In this necessity is the justification of that great and imperishable force of Nature, which Rationalism has unjustly and irrationally despised, Religion. I speak of religion, – not of a creed, church or theology, for all these things are rather forms of religiosity than essence or even always action of religion, – but of that personal and intimate religion, a thing of temper and spirit and life, not of views and formal actions, which draws a man passionately and absorbingly to his own vision of the Supreme or his own idea of something higher than himself which he must follow or become. Without a fervent worship of the Supreme in the heart, a strong aspiration upwards to It in the will or a vehement thirst for it in the temperament, we cannot have the impulse to be other than ourselves or the force to do anything so difficult as the transcending of our own ingrained and possessing human nature. The prophets have spoken and the Avatars have descended always for the one purpose, to call us to God, to inspire us to this great call on our upward straining energies or else to prepare something in the world which will help to bring humanity nearer to the goal of its difficult ascending journey.

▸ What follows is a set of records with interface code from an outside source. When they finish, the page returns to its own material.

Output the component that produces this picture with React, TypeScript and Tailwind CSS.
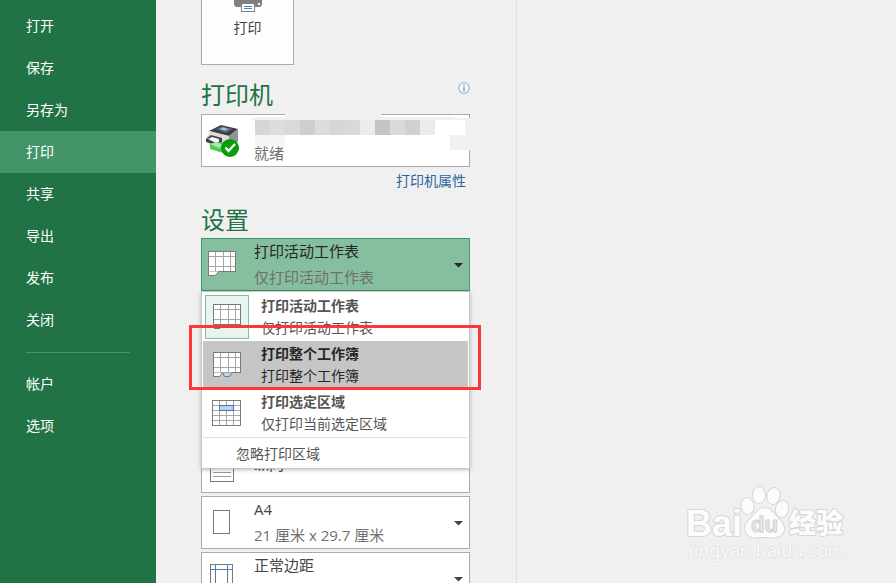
import type { ReactNode } from "react";
import clsx from "clsx";

const FONT = "font-['Open_Sans','Noto_Sans_CJK_SC',sans-serif]";

const navItems = ["打开", "保存", "另存为", "打印", "共享", "导出", "发布", "关闭"];
const accountItems = ["帐户", "选项"];

const mosaic = [
  "#d6d6d6", "#dddddd", "#d9d9d9", "#cecece", "#dcdcdc", "#d6d6d6",
  "#d9d9d9", "#ececec", "#c4c4c4", "#dadada", "#d0d0d0", "#ebebeb",
];

const NavItem = ({ label, active = false }: { label: string; active?: boolean }) => (
  <li>
    <button
      type="button"
      className={clsx(
        "block h-[42px] w-full pl-[26px] text-left text-sm text-white",
        active && "bg-[#439467]"
      )}
    >
      {label}
    </button>
  </li>
);

const SheetIcon = ({ tab = "none" }: { tab?: "none" | "gray" | "white" | "blue" }) => (
  <svg width="28" height="26" viewBox="0 0 28 26" shapeRendering="crispEdges" aria-hidden="true">
    <rect x="0.5" y="0.5" width="27" height="20" fill="#fff" stroke="#7a7a7a" />
    <path d="M1 5.5H27M1 15.5H27M7.5 1V20M15.5 1V20M22.5 1V20" stroke="#a6a6a6" fill="none" />
    {tab === "white" && (
      <g shapeRendering="auto">
        <path d="M0.5 20.5V24.5H6.5Q8 24.5 9 22.5L10.5 20.5" fill="#fff" stroke="#7a7a7a" />
        <path d="M1 20.5H10" stroke="#c9c9c9" />
      </g>
    )}
    {tab === "gray" && <path d="M1 21H9L7 25H1Z" fill="#777" shapeRendering="auto" />}
    {tab === "blue" && (
      <g shapeRendering="auto">
        <path d="M9.5 20.5L11.5 24.5H16.5L19.5 20.5" fill="#bcd3ec" stroke="#7a7a7a" />
        <path d="M0.5 20.5V24.5H6.5L9.5 20.5" fill="#fff" stroke="#7a7a7a" />
      </g>
    )}
  </svg>
);

const SelectionIcon = () => (
  <svg width="30" height="26" viewBox="0 0 30 26" shapeRendering="crispEdges" aria-hidden="true">
    <rect x="0.5" y="0.5" width="28" height="25" fill="#fff" stroke="#7a7a7a" />
    <path d="M1 5.5H28M1 10.5H28M1 15.5H28M1 20.5H28M7.5 1V25M14.5 1V25M21.5 1V25" stroke="#a6a6a6" />
    <rect x="7.5" y="5.5" width="14" height="5" fill="#bcd3ec" stroke="#3f78b5" />
  </svg>
);

const PortraitIcon = () => (
  <svg width="24" height="32" viewBox="0 0 24 32" shapeRendering="crispEdges" aria-hidden="true">
    <rect x="0.5" y="0.5" width="23" height="31" fill="#fff" stroke="#7a7a7a" />
    <path d="M3 6.5H21M3 10.5H21M3 14.5H21M3 18.5H21M3 22.5H21M3 26.5H21" stroke="#9b9b9b" />
  </svg>
);

const PaperIcon = () => (
  <svg width="18" height="24" viewBox="0 0 18 24" shapeRendering="crispEdges" aria-hidden="true">
    <rect x="0.5" y="0.5" width="16" height="23" fill="#fff" stroke="#7a7a7a" />
  </svg>
);

const MarginsIcon = () => (
  <svg width="24" height="28" viewBox="0 0 24 28" shapeRendering="crispEdges" aria-hidden="true">
    <rect x="0.5" y="0.5" width="22" height="27" fill="#fff" stroke="#7a7a7a" />
    <path d="M1 5.5H22M1 22.5H22M5.5 1V27M17.5 1V27" stroke="#4a7ab5" />
  </svg>
);

const PrintIcon = () => (
  <svg width="28" height="12" viewBox="0 0 28 12" aria-hidden="true">
    <path d="M0 0H28V5L26 7H2L0 5Z" fill="#808080" />
    <rect x="24" y="3" width="2" height="2" fill="#fff" />
    <rect x="7.5" y="3.5" width="13" height="8" fill="#fff" stroke="#808080" />
    <path d="M10 6.5H18M10 8.5H18" stroke="#3f86c0" />
  </svg>
);

const PrinterIcon = () => (
  <svg width="36" height="34" viewBox="0 0 36 34" aria-hidden="true">
    <path d="M2 13L6 7L32 10V20L22 28L5 23Z" fill="#d4d4d4" />
    <path d="M4 7L16 1L33 5L24 12Z" fill="#3d4145" />
    <path d="M11 5L17 2.500L27 5L21 8.500Z" fill="#64727d" />
    <path d="M15 5L18 3.500L23 5L20 6.500Z" fill="#9cc9f0" />
    <path d="M4 7L24 12V17L4 11Z" fill="#dcdcdc" />
    <path d="M24 12L33 5V18L24 23Z" fill="#929292" />
    <path d="M1 15L6 11L17 14V20L13 22L1 18Z" fill="#424548" />
    <path d="M3 15L7 13L14 15V18L11 19Z" fill="#f7f7f7" />
    <path d="M5 20L17 18L22 24L18 29L5 25Z" fill="#52c95b" />
    <path d="M5 20L11 18L19 21L14 24Z" fill="#a3eda8" />
    <circle cx="25" cy="24" r="9" fill="#079d0b" />
    <path d="M20.500 23.500L23.500 27L30 20" fill="none" stroke="#fff" strokeWidth="2.200" />
  </svg>
);

const InfoIcon = () => (
  <svg width="12" height="12" viewBox="0 0 12 12" aria-hidden="true">
    <circle cx="6" cy="6" r="5.300" fill="#f7fafe" stroke="#a3bce0" strokeWidth="1.300" />
    <path d="M6 2.500V4M6 5V9.500" stroke="#7da0d4" strokeWidth="1.600" />
  </svg>
);

const Redaction = () => (
  <svg
    className="pointer-events-none absolute top-0 left-[47px]"
    width="228"
    height="38"
    viewBox="0 0 228 38"
    shapeRendering="crispEdges"
    aria-hidden="true"
  >
    <rect x="37" y="0" width="96" height="3" fill="#f0f0f0" />
    <path d="M2 5L10 3H205V4H226V6H2Z" fill="#f0f0f0" />
    <rect x="217" y="4" width="9" height="32" fill="#f0f0f0" />
    <rect x="202" y="21" width="20" height="15" fill="#f0f0f0" />
    <rect x="7" y="21" width="30" height="11" fill="#f5f5f5" />
    {mosaic.map((fill, i) => (
      <rect key={i} x={7 + i * 15} y="6" width="15" height="15" fill={fill} />
    ))}
    <rect x="187" y="6" width="30" height="15" fill="#fff" />
  </svg>
);

type SettingProps = {
  icon: ReactNode;
  title: string;
  detail?: string;
  selected?: boolean;
  single?: boolean;
};

const Setting = ({ icon, title, detail, selected = false, single = false }: SettingProps) => (
  <button
    type="button"
    className={clsx(
      "flex h-[53px] w-full items-center border text-left text-[15px]",
      selected ? "border-[#439467] bg-[#86bf9f]" : "border-[#ababab] bg-white"
    )}
  >
    <span className="flex w-10 shrink-0 justify-center pb-[2px]">{icon}</span>
    <span
      className={clsx(
        "ml-3 flex h-full grow flex-col gap-[6px] leading-5",
        single ? "justify-center pb-[6px]" : "pt-[2px]"
      )}
    >
      <span className={selected ? "text-[#262626]" : "text-[#444]"}>{title}</span>
      {detail && <span className="text-[#6f6f6f]">{detail}</span>}
    </span>
    <svg className="mt-[2px] mr-[6px]" width="9" height="5" viewBox="0 0 9 5" aria-hidden="true">
      <path d="M0 0H9L4.500 4.500Z" fill={selected ? "#262626" : "#444"} />
    </svg>
  </button>
);

type OptionProps = {
  icon: ReactNode;
  title: string;
  detail: string;
  state?: "checked" | "hover";
};

const Option = ({ icon, title, detail, state }: OptionProps) => (
  <button
    type="button"
    role="menuitem"
    className={clsx(
      "flex h-12 w-full items-center pl-[2px] text-left text-sm",
      state === "hover" ? "bg-[#c5c5c5] text-[#262626]" : "text-[#555]"
    )}
  >
    <span
      className={clsx(
        "flex size-11 shrink-0 items-center justify-center border",
        state === "checked" ? "border-[#86bf9f] bg-[#e9f4ee]" : "border-transparent"
      )}
    >
      {icon}
    </span>
    <span className="ml-3 flex flex-col gap-[2px] leading-5">
      <strong className="font-bold">{title}</strong>
      <span>{detail}</span>
    </span>
  </button>
);

const PrintWhatMenu = () => (
  <div
    role="menu"
    className="absolute inset-x-0 top-full z-10 border border-[#c6c6c6] bg-white p-px shadow-[0_1px_4px_rgba(0,0,0,0.25)]"
  >
    <Option icon={<SheetIcon tab="gray" />} title="打印活动工作表" detail="仅打印活动工作表" state="checked" />
    <Option icon={<SheetIcon tab="blue" />} title="打印整个工作簿" detail="打印整个工作簿" state="hover" />
    <Option icon={<SelectionIcon />} title="打印选定区域" detail="仅打印当前选定区域" />
    <button
      type="button"
      role="menuitem"
      className="block h-[30px] w-full border-t border-[#e1e1e1] pt-[3px] pl-[33px] text-left text-sm text-[#555]"
    >
      忽略打印区域
    </button>
    <div className="pointer-events-none absolute top-[33px] -right-3 -left-[13px] h-[65px] border-3 border-[#fb3838]" />
  </div>
);

const Watermark = () => (
  <svg
    className="absolute right-[44px] bottom-[18px]"
    width="168"
    height="82"
    viewBox="0 0 168 82"
    role="img"
    aria-label="Baidu 经验"
  >
    <g fill="#fcfcfc" stroke="#d6d6d6" strokeWidth="2" paintOrder="stroke" strokeLinejoin="round">
      <text x="2" y="53" fontSize="36" fontWeight="700" fontFamily="Liberation Sans, sans-serif">
        Bai
      </text>
      <ellipse cx="63.500" cy="23" rx="6" ry="8" transform="rotate(-6 63.500 23)" />
      <ellipse cx="75" cy="12" rx="6" ry="8" />
      <ellipse cx="89.500" cy="13" rx="6" ry="8" transform="rotate(12 89.500 13)" />
      <ellipse cx="98" cy="26" rx="6" ry="8" transform="rotate(12 98 26)" />
      <path d="M80 25C87 25 90 31 95 36C100 41 102 47 98 51C94 56 86 54 80 54C73 54 68 56 64 52C58 46 62 40 67 35C72 30 75 25 80 25Z" />
      <text x="105" y="50" fontSize="27" fontWeight="900" fontFamily="Noto Sans CJK SC, sans-serif">
        经验
      </text>
      <text x="5" y="74" fontSize="18" strokeWidth="1" fontFamily="Noto Sans, sans-serif">
        jingyan.baidu.com
      </text>
    </g>
    <text
      x="67"
      y="49"
      fontSize="22"
      fontWeight="700"
      fontFamily="Liberation Sans, sans-serif"
      fill="#e9e9e9"
      stroke="#cfcfcf"
    >
      du
    </text>
  </svg>
);

const App = () => {
  return (
    <div className={`relative flex h-screen overflow-hidden bg-[#f0f0f0] ${FONT}`}>
      <nav className="w-[156px] shrink-0 bg-[#217346] pt-[5px]">
        <ul>
          {navItems.map((label) => (
            <NavItem key={label} label={label} active={label === "打印"} />
          ))}
        </ul>
        <hr className="mx-[26px] mt-[11px] mb-[10px] border-[#439467]" />
        <ul>
          {accountItems.map((label) => (
            <NavItem key={label} label={label} />
          ))}
        </ul>
      </nav>

      <main className="w-[361px] shrink-0 border-r border-[#dedede] pr-[46px] pl-[45px]">
        <button
          type="button"
          className="flex h-[65px] w-[93px] flex-col items-center border border-t-0 border-[#ababab] bg-[#fdfdfd] text-sm text-[#444]"
        >
          <PrintIcon />
          <span className="mt-[6px]">打印</span>
        </button>

        <section>
          <div className="mt-[14px] flex h-[35px] items-start justify-between">
            <h2 className="text-2xl text-[#217346]">打印机</h2>
            <span className="mt-[3px]">
              <InfoIcon />
            </span>
          </div>
          <div className="relative">
            <button
              type="button"
              className="flex h-[53px] w-full items-center border border-[#ababab] bg-white pl-[3px] text-left text-[15px] text-[#6f6f6f]"
            >
              <PrinterIcon />
              <span className="ml-[13px] self-end pb-[3px] leading-5">就绪</span>
            </button>
            <Redaction />
          </div>
          <div className="mt-1 mr-1 text-right text-sm">
            <a href="#properties" className="text-[#2b669d]">
              打印机属性
            </a>
          </div>
        </section>

        <section>
          <h2 className="mt-[13px] h-[34px] text-2xl text-[#217346]">设置</h2>
          <div className="relative">
            <Setting
              icon={<SheetIcon tab="white" />}
              title="打印活动工作表"
              detail="仅打印活动工作表"
              selected
            />
            <PrintWhatMenu />
          </div>
          <div className="mt-[149px] flex flex-col gap-[3px]">
            <Setting icon={<PortraitIcon />} title="纵向" single />
            <Setting icon={<PaperIcon />} title="A4" detail="21 厘米 x 29.7 厘米" />
            <Setting icon={<MarginsIcon />} title="正常边距" />
          </div>
        </section>
      </main>

      <Watermark />
    </div>
  );
};

export default App;
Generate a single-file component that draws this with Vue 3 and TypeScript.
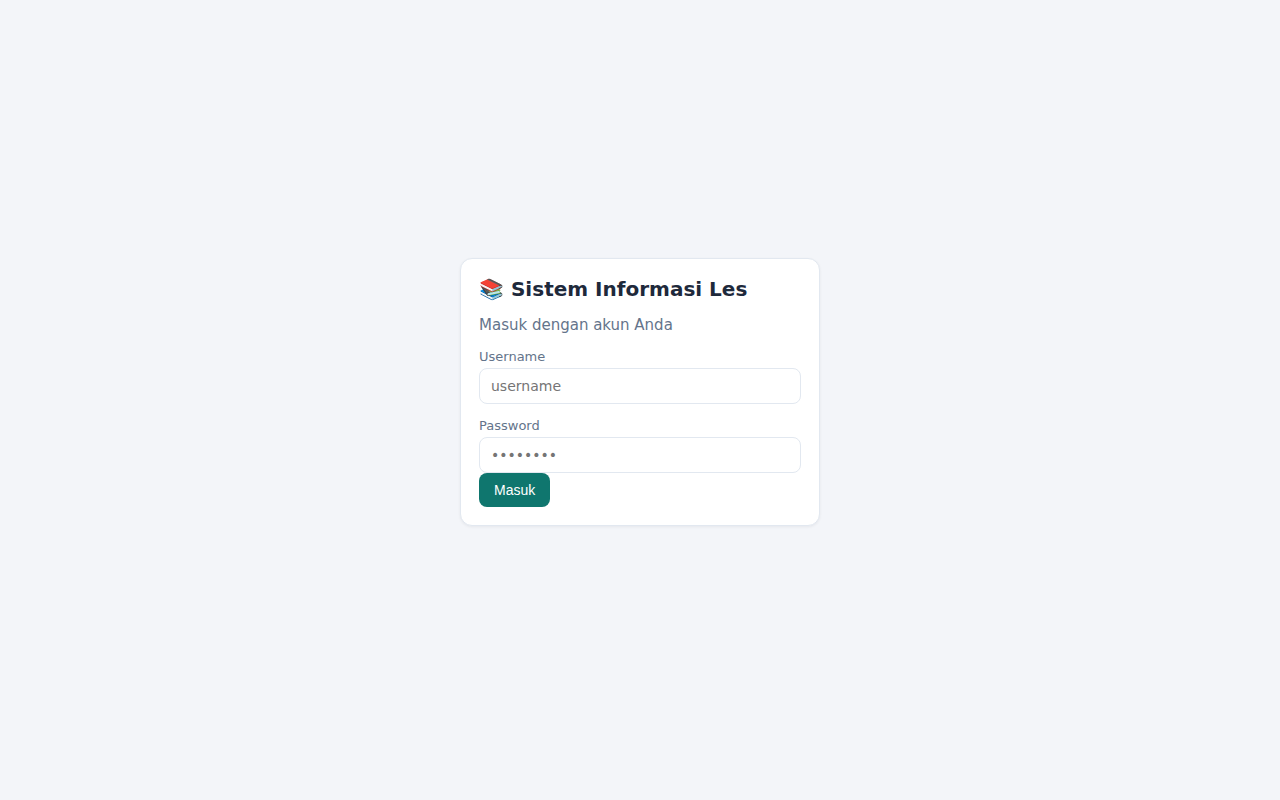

It may seem at first sight that there is no need for these religious terms or this religious spirit. If the aim is to become something superior to man, to evolve a superman out of ourselves, as man has been evolved out of the ape, – if that statement of the progression be indeed the truth, – the ape out of inferior animal forms, they again out of mollusc and protoplasm, jellyfish or vegetable animals, and so to the end of the series, then what need is there of anything but the training, preferably the most intelligent and scientific training of our mental, moral and physical energies till they reach a point when they are transmuted by the psychical chemistry of Nature into the coming superior type? But the problem is not so simple, in reality. There are three errors hidden at the basis of this sceptical question. We mistake the nature of the operation to be effected, we mistake the nature of the power and process that works it out, we mistake the nature of the thing that uses the power and works out the process.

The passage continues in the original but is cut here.